カーブス継続最大の理由は、何といっても体と心の状態に合わせて一緒に呼吸してくれる偉大な12台のマシンの存在だ。
まだ傷跡の痛みが残っていた頃、マシンを動かした日々を鮮明に思い出す。恐る恐るワークアウトしたあの時も、体と心の状態を察知したマシンが応えてくれた。「あなたのペースでいいよ。」と言っているかのように、チェストバック、ショルダープレス、ペックデックが動いてくれた時、嬉しくてグリップ握ったまま涙した。立場は違え、あの頃の私と似たような気持ちでグリップを握っているメンバーさんが全国にいらっしゃると思う。
第一世代のマシンと2400回近く動きを共にして、一緒に呼吸してきた。10年間の役割を終えるマシンの労をねぎらい感謝して、私の好調な時も不調な時も新たな第2世代マシンと共に、これからのカーブスストーリーを作っていきたい。

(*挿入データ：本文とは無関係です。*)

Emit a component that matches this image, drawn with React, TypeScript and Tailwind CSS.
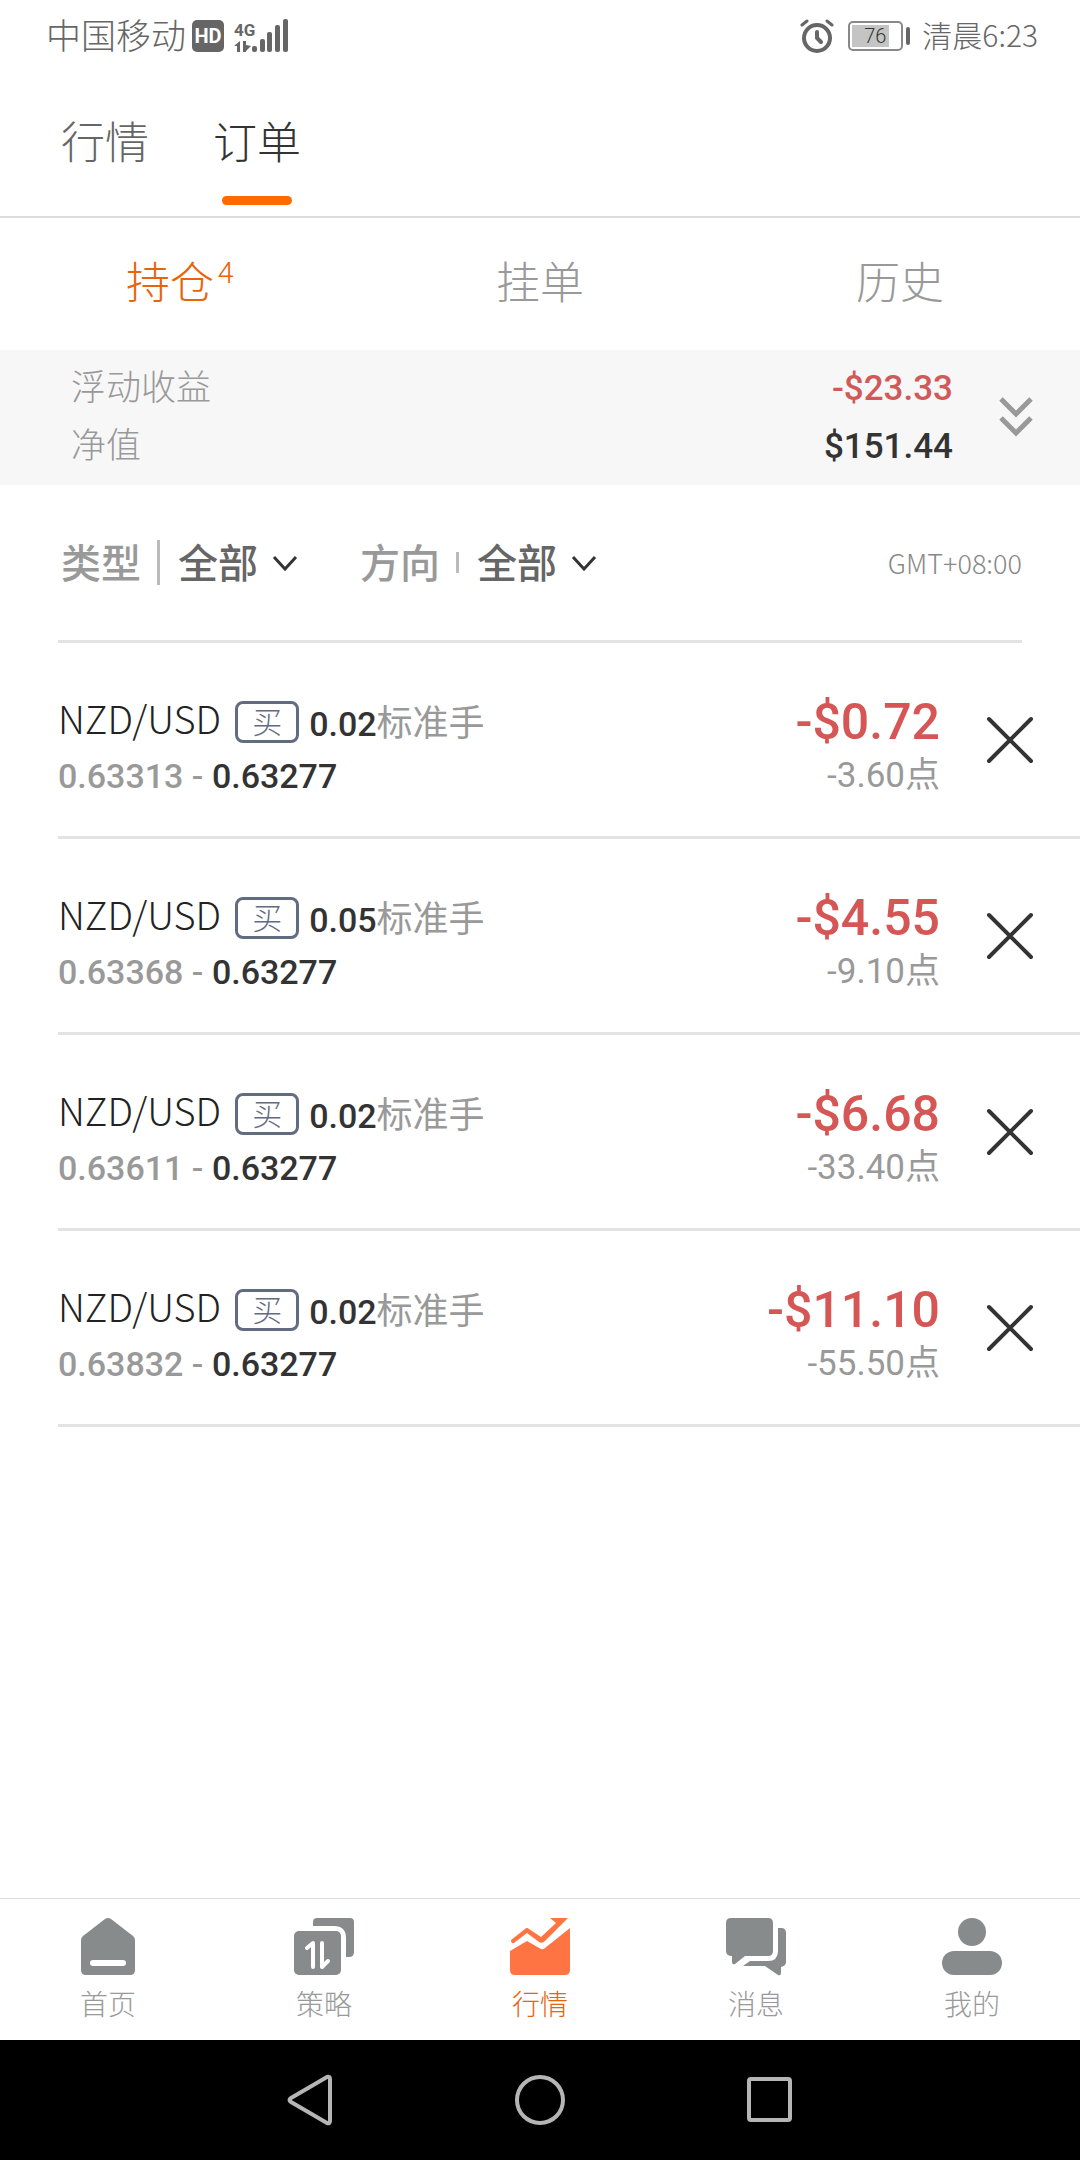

最後に、私の秘かな願いをお伝えしたい。「ヤマト橿原」は、奈良県と和歌山県を結ぶ主要幹線路に位置する県南部の中心クラブだ。車で通われるメンバーさんも多く、1時間に1、2本の路線バスで通われるメンバーさんもいて、その人気の高さは町内でも評判だ。しかし、メンバーさんの中には、遠方ゆえ中途退会される方もいると聞く。
私はここ橿原の地から秘かに、2015年9月オープンの「カーブス大山町健康センター」に応援のエールを送っている。人口減少の進む自治体とカーブスの協力で誕生したこのセンターが、「地方のカーブス」成功モデルとして全国へ広がる事を期待する町長の願いは、私達メンバーの願いでもある。いつか、奈良県内の人口減少が進む町村にも「地方のカーブス」が誕生する日を密かに念願している。
生活圏内にカーブスがあれば、私達女性は必ず心身の健康を回復、維持できる。
「体が変われば心が変わる。心が変われば人生が変わる。」
この命題を、「ありがたき140歩」の私は、何よりも実感している。